# Chromium-vacancy clusters in dilute bcc Fe-Cr alloys: an ab initio study

**Authors:** M.Yu. Lavrentiev, D. Nguyen-Manh, and S.L. Dudarev

arXiv: 1703.02767 · 2018-03-14

## TL;DR

This study uses ab initio calculations to analyze the stability and magnetic properties of vacancy-chromium clusters in dilute Fe-Cr alloys, explaining experimental Cr segregation phenomena.

## Contribution

It reveals the stable configurations and magnetic origins of vacancy-Cr clusters, extending understanding of Cr behavior below solubility limits in Fe-Cr alloys.

## Key findings

- Single vacancies attract up to four Cr atoms.
- Binding energy correlates with Cr atom position and magnetic moments.
- Di-vacancy clusters show increased binding energy ratios.

## Abstract

Using an ab initio approach, we explore the stability of small vacancy and vacancy-chromium clusters in dilute body-centred cubic Fe-Cr alloys.
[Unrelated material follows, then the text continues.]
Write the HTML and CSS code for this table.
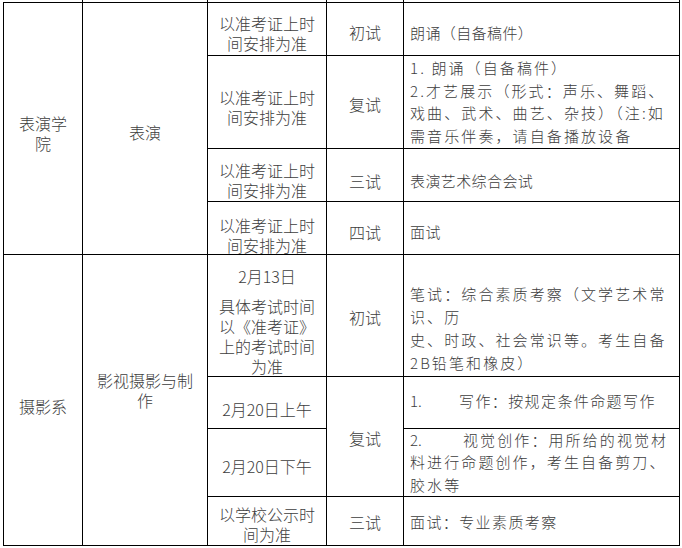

To explain experimental observations described in C.D. Hardie et al., J. Nucl. Mater. 439, 33 (2013) and showing the occurrence of Cr segregation in low-Cr alloys, we investigate if chromium can form stable bound configurations with vacancies in alloys with chromium concentration below the low-temperature chromium solubility limit of 10-11 at. %. We find that a single vacancy can attract up to four Cr atoms in the most energetically favourable cluster configuration. The binding energy of a cluster containing a single vacancy and from one to eight Cr atoms can be well described by a linear function of the number of chromium atoms in the second, third and fifth nearest neighbour coordination. The magnetic origin of the binding energy trend is confirmed by a correlation between the average value of the magnetic moment of a Cr atom and the binding energy. Similar trends are also found for di-vacancy-Cr clusters, confirming that they likely also characterise larger systems not yet accessible to ab initio calculations. The ratio of the binding energy to the number of Cr atoms increased more than twice in the di-vacancy case in comparison with a single vacancy case.